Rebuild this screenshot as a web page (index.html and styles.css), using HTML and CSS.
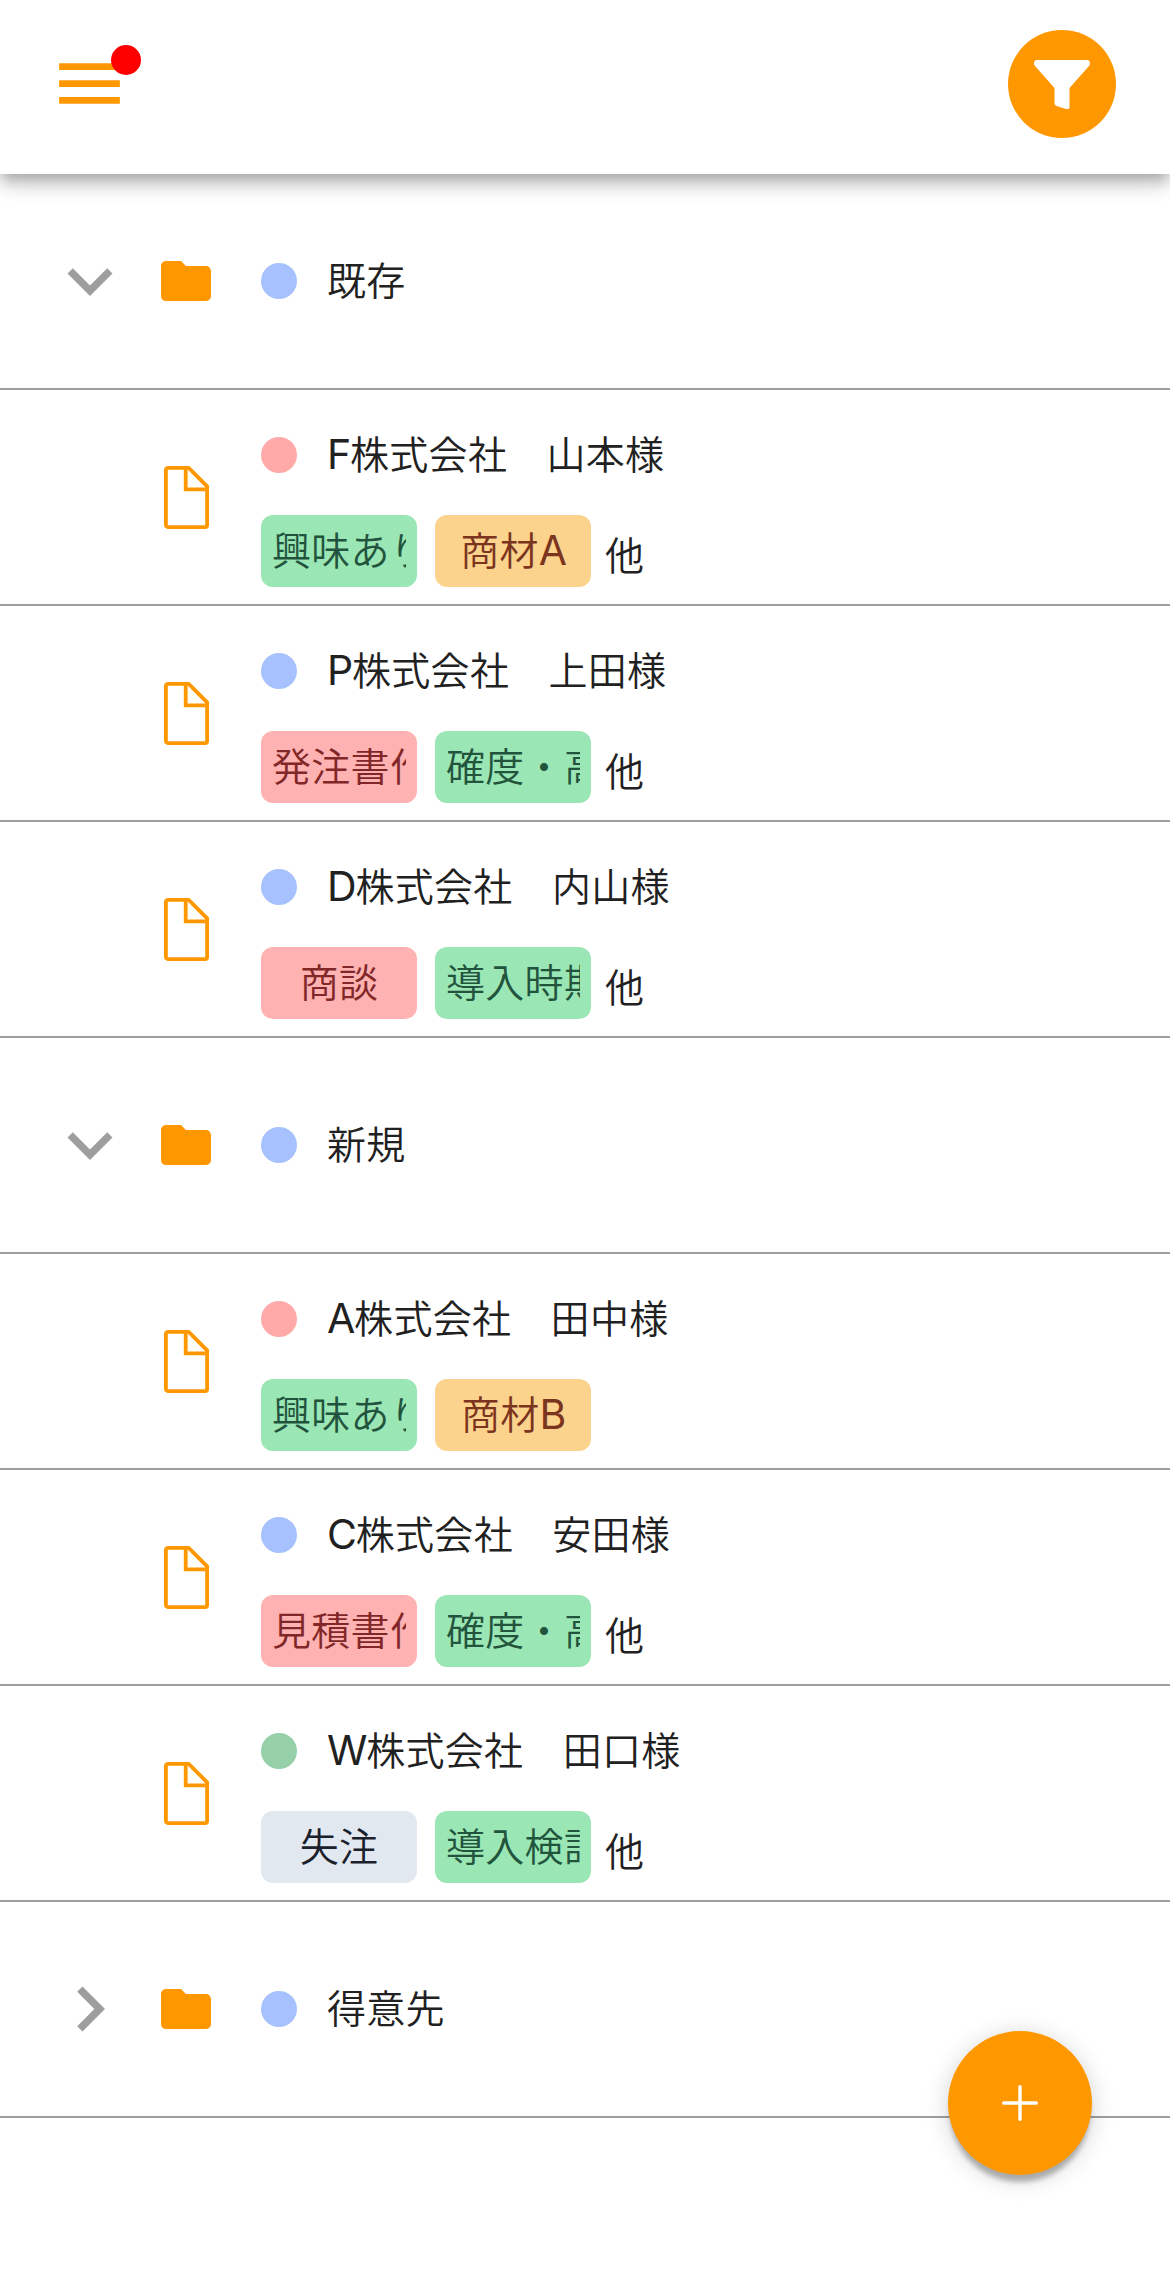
FILE: index.html
```html
<!DOCTYPE html>
<html lang="ja">
<head>
<meta charset="utf-8">
<title>顧客リスト</title>
<link rel="stylesheet" href="styles.css">
</head>
<body>
<svg class="defs" width="0" height="0">
  <symbol id="down" viewBox="0 0 24 24"><path d="M7.41 8.59 12 13.17l4.59-4.58L18 10l-6 6-6-6z"/></symbol>
  <symbol id="right" viewBox="0 0 24 24"><path d="M10 6 8.59 7.41 13.17 12l-4.58 4.59L10 18l6-6z"/></symbol>
  <symbol id="folder" viewBox="0 0 24 24"><path d="M10 4H4c-1.1 0-2 .9-2 2v12c0 1.1.9 2 2 2h16c1.1 0 2-.9 2-2V8c0-1.1-.9-2-2-2h-8z"/></symbol>
  <symbol id="doc" viewBox="0 0 47 66"><path d="M4.900 3.900h20.800L44.100 22.300V61.100a2 2 0 0 1-2 2H4.900a2 2 0 0 1-2-2V5.900a2 2 0 0 1 2-2M22.700 4v21.300H44" fill="none" stroke="currentColor" stroke-width="3.800"/></symbol>
</svg>
<header class="bar">
  <button class="menu" aria-label="メニュー">
    <svg viewBox="0 0 24 24"><path d="M3 18h18v-2H3zM3 13h18v-2H3zM3 6v2h18V6z"/></svg>
    <span class="badge"></span>
  </button>
  <button class="filter" aria-label="絞り込み">
    <svg viewBox="0 0 56 49"><path d="M3 0H53C56 0 57 4 55 6L35.500 28V47C35.500 49 34 49.500 32 49L22 45.800Q20.500 45 20.500 43.500V28L1 6C-1 4 0 0 3 0Z"/></svg>
  </button>
</header>
<main class="list">
  <section class="row"><svg class="chev"><use href="#down"/></svg><svg class="folder"><use href="#folder"/></svg><div class="name"><i class="dot blue"></i><span>既存</span></div></section>
  <section class="row item"><svg class="doc"><use href="#doc"/></svg><div class="body"><div class="name"><i class="dot red"></i><span><b>F</b>株式会社　山本様</span></div><div class="tags"><span class="tag t-green"><span>興味あり</span></span><span class="tag t-orange"><span>商材<b>A</b></span></span><span class="more">他</span></div></div></section>
  <section class="row item"><svg class="doc"><use href="#doc"/></svg><div class="body"><div class="name"><i class="dot blue"></i><span><b>P</b>株式会社　上田様</span></div><div class="tags"><span class="tag t-red"><span>発注書作</span></span><span class="tag t-green"><span>確度・高</span></span><span class="more">他</span></div></div></section>
  <section class="row item"><svg class="doc"><use href="#doc"/></svg><div class="body"><div class="name"><i class="dot blue"></i><span><b>D</b>株式会社　内山様</span></div><div class="tags"><span class="tag t-red"><span>商談</span></span><span class="tag t-green"><span>導入時期</span></span><span class="more">他</span></div></div></section>
  <section class="row"><svg class="chev"><use href="#down"/></svg><svg class="folder"><use href="#folder"/></svg><div class="name"><i class="dot blue"></i><span>新規</span></div></section>
  <section class="row item"><svg class="doc"><use href="#doc"/></svg><div class="body"><div class="name"><i class="dot red"></i><span><b>A</b>株式会社　田中様</span></div><div class="tags"><span class="tag t-green"><span>興味あり</span></span><span class="tag t-orange"><span>商材<b>B</b></span></span></div></div></section>
  <section class="row item"><svg class="doc"><use href="#doc"/></svg><div class="body"><div class="name"><i class="dot blue"></i><span><b>C</b>株式会社　安田様</span></div><div class="tags"><span class="tag t-red"><span>見積書作</span></span><span class="tag t-green"><span>確度・高</span></span><span class="more">他</span></div></div></section>
  <section class="row item"><svg class="doc"><use href="#doc"/></svg><div class="body"><div class="name"><i class="dot green"></i><span><b>W</b>株式会社　田口様</span></div><div class="tags"><span class="tag t-gray"><span>失注</span></span><span class="tag t-green"><span>導入検討</span></span><span class="more">他</span></div></div></section>
  <section class="row"><svg class="chev"><use href="#right"/></svg><svg class="folder"><use href="#folder"/></svg><div class="name"><i class="dot blue"></i><span>得意先</span></div></section>
</main>
<button class="fab" aria-label="追加"><svg viewBox="0 0 36 36"><path d="M18 1.700v32.600M1.700 18h32.600"/></svg></button>
</body>
</html>
```
FILE: styles.css
```css
* { box-sizing: border-box; }
body {
  margin: 0;
  min-height: 2272px;
  background: #fff;
  color: #212121;
  font: 350 39px/60px "Noto Sans CJK JP DemiLight", "Noto Sans CJK JP", sans-serif;
  letter-spacing: 0.3px;
}
button { border: 0; padding: 0; background: none; }
svg { display: block; flex: none; fill: currentColor; }
.defs { position: absolute; }
b { font-family: Inter, sans-serif; font-weight: 400; font-size: 41px; line-height: 1; letter-spacing: -1.2px; }

.bar {
  position: relative;
  z-index: 1;
  display: flex;
  justify-content: space-between;
  height: 174px;
  padding: 30px 54px 0 49px;
  background: #fff;
  color: #ff9800;
  box-shadow: 0 6px 12px -3px rgba(0,0,0,.2), 0 12px 15px rgba(0,0,0,.14), 0 3px 30px rgba(0,0,0,.12);
}
.menu { position: relative; width: 81px; height: 81px; margin-top: 13px; color: inherit; }
.menu svg { width: 81px; height: 81px; }
.badge { position: absolute; left: 62px; top: 2px; width: 30px; height: 30px; border-radius: 50%; background: #f00; }
.filter { display: flex; justify-content: center; width: 108px; height: 108px; padding-top: 30px; border-radius: 50%; background: #ff9800; color: #fff; }
.filter svg { width: 56px; height: 49px; }

.row { display: flex; align-items: center; height: 216px; padding-left: 45px; border-bottom: 2px solid #9e9e9e; }
.chev { width: 90px; height: 90px; margin-right: 21px; color: #9e9e9e; }
.folder { width: 60px; height: 60px; margin-right: 45px; color: #ff9800; }
.item { padding-left: 163px; }
.doc { width: 47px; height: 66px; margin-right: 51px; color: #ff9800; }
.body { align-self: stretch; padding-top: 35px; }
.name { display: flex; align-items: center; gap: 30px; height: 60px; white-space: nowrap; }
.name > span { padding-bottom: 6px; }
.dot { width: 36px; height: 36px; border-radius: 50%; }
.blue { background: #a7c1ff; }
.red { background: #ffa9a9; }
.green { background: #96d0a9; }
.tags { display: flex; margin-top: 30px; gap: 18px; }
.tag { display: flex; width: 156px; height: 72px; padding: 3px 11px 9px 11px; border-radius: 12px; }
.tag > span { flex: 1; overflow: hidden; text-align: center; white-space: nowrap; }
.t-green { background: #9ae6b4; color: #22543d; }
.t-orange { background: #fbd38d; color: #7b341e; }
.t-red { background: #feb2b2; color: #822727; }
.t-gray { background: #e2e8f0; color: #1a202c; }
.more { margin: 8px 0 0 -4px; }

.fab {
  position: fixed;
  left: 948px;
  top: 2031px;
  display: grid;
  place-items: center;
  width: 144px;
  height: 144px;
  border-radius: 50%;
  background: #ff9800;
  box-shadow: 0 9px 5px -2px rgba(0,0,0,.26), 0 4px 24px rgba(0,0,0,.18);
}
.fab svg { width: 36px; height: 36px; fill: none; stroke: #fff; stroke-width: 3.4; stroke-linecap: round; }
```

:::

*Aim of the task*:
Take the data above and repeat it exactly, leaving each picture out.

*Response to the task*:
Rebuild this screenshot as a web page (index.html and styles.css), using HTML and CSS.
FILE: index.html
```html
<!DOCTYPE html>
<html lang="ja">
<head>
<meta charset="utf-8">
<title>顧客リスト</title>
<link rel="stylesheet" href="styles.css">
</head>
<body>
<svg class="defs" width="0" height="0">
  <symbol id="down" viewBox="0 0 24 24"><path d="M7.41 8.59 12 13.17l4.59-4.58L18 10l-6 6-6-6z"/></symbol>
  <symbol id="right" viewBox="0 0 24 24"><path d="M10 6 8.59 7.41 13.17 12l-4.58 4.59L10 18l6-6z"/></symbol>
  <symbol id="folder" viewBox="0 0 24 24"><path d="M10 4H4c-1.1 0-2 .9-2 2v12c0 1.1.9 2 2 2h16c1.1 0 2-.9 2-2V8c0-1.1-.9-2-2-2h-8z"/></symbol>
  <symbol id="doc" viewBox="0 0 47 66"><path d="M4.900 3.900h20.800L44.100 22.300V61.100a2 2 0 0 1-2 2H4.900a2 2 0 0 1-2-2V5.900a2 2 0 0 1 2-2M22.700 4v21.300H44" fill="none" stroke="currentColor" stroke-width="3.800"/></symbol>
</svg>
<header class="bar">
  <button class="menu" aria-label="メニュー">
    <svg viewBox="0 0 24 24"><path d="M3 18h18v-2H3zM3 13h18v-2H3zM3 6v2h18V6z"/></svg>
    <span class="badge"></span>
  </button>
  <button class="filter" aria-label="絞り込み">
    <svg viewBox="0 0 56 49"><path d="M3 0H53C56 0 57 4 55 6L35.500 28V47C35.500 49 34 49.500 32 49L22 45.800Q20.500 45 20.500 43.500V28L1 6C-1 4 0 0 3 0Z"/></svg>
  </button>
</header>
<main class="list">
  <section class="row"><svg class="chev"><use href="#down"/></svg><svg class="folder"><use href="#folder"/></svg><div class="name"><i class="dot blue"></i><span>既存</span></div></section>
  <section class="row item"><svg class="doc"><use href="#doc"/></svg><div class="body"><div class="name"><i class="dot red"></i><span><b>F</b>株式会社　山本様</span></div><div class="tags"><span class="tag t-green"><span>興味あり</span></span><span class="tag t-orange"><span>商材<b>A</b></span></span><span class="more">他</span></div></div></section>
  <section class="row item"><svg class="doc"><use href="#doc"/></svg><div class="body"><div class="name"><i class="dot blue"></i><span><b>P</b>株式会社　上田様</span></div><div class="tags"><span class="tag t-red"><span>発注書作</span></span><span class="tag t-green"><span>確度・高</span></span><span class="more">他</span></div></div></section>
  <section class="row item"><svg class="doc"><use href="#doc"/></svg><div class="body"><div class="name"><i class="dot blue"></i><span><b>D</b>株式会社　内山様</span></div><div class="tags"><span class="tag t-red"><span>商談</span></span><span class="tag t-green"><span>導入時期</span></span><span class="more">他</span></div></div></section>
  <section class="row"><svg class="chev"><use href="#down"/></svg><svg class="folder"><use href="#folder"/></svg><div class="name"><i class="dot blue"></i><span>新規</span></div></section>
  <section class="row item"><svg class="doc"><use href="#doc"/></svg><div class="body"><div class="name"><i class="dot red"></i><span><b>A</b>株式会社　田中様</span></div><div class="tags"><span class="tag t-green"><span>興味あり</span></span><span class="tag t-orange"><span>商材<b>B</b></span></span></div></div></section>
  <section class="row item"><svg class="doc"><use href="#doc"/></svg><div class="body"><div class="name"><i class="dot blue"></i><span><b>C</b>株式会社　安田様</span></div><div class="tags"><span class="tag t-red"><span>見積書作</span></span><span class="tag t-green"><span>確度・高</span></span><span class="more">他</span></div></div></section>
  <section class="row item"><svg class="doc"><use href="#doc"/></svg><div class="body"><div class="name"><i class="dot green"></i><span><b>W</b>株式会社　田口様</span></div><div class="tags"><span class="tag t-gray"><span>失注</span></span><span class="tag t-green"><span>導入検討</span></span><span class="more">他</span></div></div></section>
  <section class="row"><svg class="chev"><use href="#right"/></svg><svg class="folder"><use href="#folder"/></svg><div class="name"><i class="dot blue"></i><span>得意先</span></div></section>
</main>
<button class="fab" aria-label="追加"><svg viewBox="0 0 36 36"><path d="M18 1.700v32.600M1.700 18h32.600"/></svg></button>
</body>
</html>
```
FILE: styles.css
```css
* { box-sizing: border-box; }
body {
  margin: 0;
  min-height: 2272px;
  background: #fff;
  color: #212121;
  font: 350 39px/60px "Noto Sans CJK JP DemiLight", "Noto Sans CJK JP", sans-serif;
  letter-spacing: 0.3px;
}
button { border: 0; padding: 0; background: none; }
svg { display: block; flex: none; fill: currentColor; }
.defs { position: absolute; }
b { font-family: Inter, sans-serif; font-weight: 400; font-size: 41px; line-height: 1; letter-spacing: -1.2px; }

.bar {
  position: relative;
  z-index: 1;
  display: flex;
  justify-content: space-between;
  height: 174px;
  padding: 30px 54px 0 49px;
  background: #fff;
  color: #ff9800;
  box-shadow: 0 6px 12px -3px rgba(0,0,0,.2), 0 12px 15px rgba(0,0,0,.14), 0 3px 30px rgba(0,0,0,.12);
}
.menu { position: relative; width: 81px; height: 81px; margin-top: 13px; color: inherit; }
.menu svg { width: 81px; height: 81px; }
.badge { position: absolute; left: 62px; top: 2px; width: 30px; height: 30px; border-radius: 50%; background: #f00; }
.filter { display: flex; justify-content: center; width: 108px; height: 108px; padding-top: 30px; border-radius: 50%; background: #ff9800; color: #fff; }
.filter svg { width: 56px; height: 49px; }

.row { display: flex; align-items: center; height: 216px; padding-left: 45px; border-bottom: 2px solid #9e9e9e; }
.chev { width: 90px; height: 90px; margin-right: 21px; color: #9e9e9e; }
.folder { width: 60px; height: 60px; margin-right: 45px; color: #ff9800; }
.item { padding-left: 163px; }
.doc { width: 47px; height: 66px; margin-right: 51px; color: #ff9800; }
.body { align-self: stretch; padding-top: 35px; }
.name { display: flex; align-items: center; gap: 30px; height: 60px; white-space: nowrap; }
.name > span { padding-bottom: 6px; }
.dot { width: 36px; height: 36px; border-radius: 50%; }
.blue { background: #a7c1ff; }
.red { background: #ffa9a9; }
.green { background: #96d0a9; }
.tags { display: flex; margin-top: 30px; gap: 18px; }
.tag { display: flex; width: 156px; height: 72px; padding: 3px 11px 9px 11px; border-radius: 12px; }
.tag > span { flex: 1; overflow: hidden; text-align: center; white-space: nowrap; }
.t-green { background: #9ae6b4; color: #22543d; }
.t-orange { background: #fbd38d; color: #7b341e; }
.t-red { background: #feb2b2; color: #822727; }
.t-gray { background: #e2e8f0; color: #1a202c; }
.more { margin: 8px 0 0 -4px; }

.fab {
  position: fixed;
  left: 948px;
  top: 2031px;
  display: grid;
  place-items: center;
  width: 144px;
  height: 144px;
  border-radius: 50%;
  background: #ff9800;
  box-shadow: 0 9px 5px -2px rgba(0,0,0,.26), 0 4px 24px rgba(0,0,0,.18);
}
.fab svg { width: 36px; height: 36px; fill: none; stroke: #fff; stroke-width: 3.4; stroke-linecap: round; }
```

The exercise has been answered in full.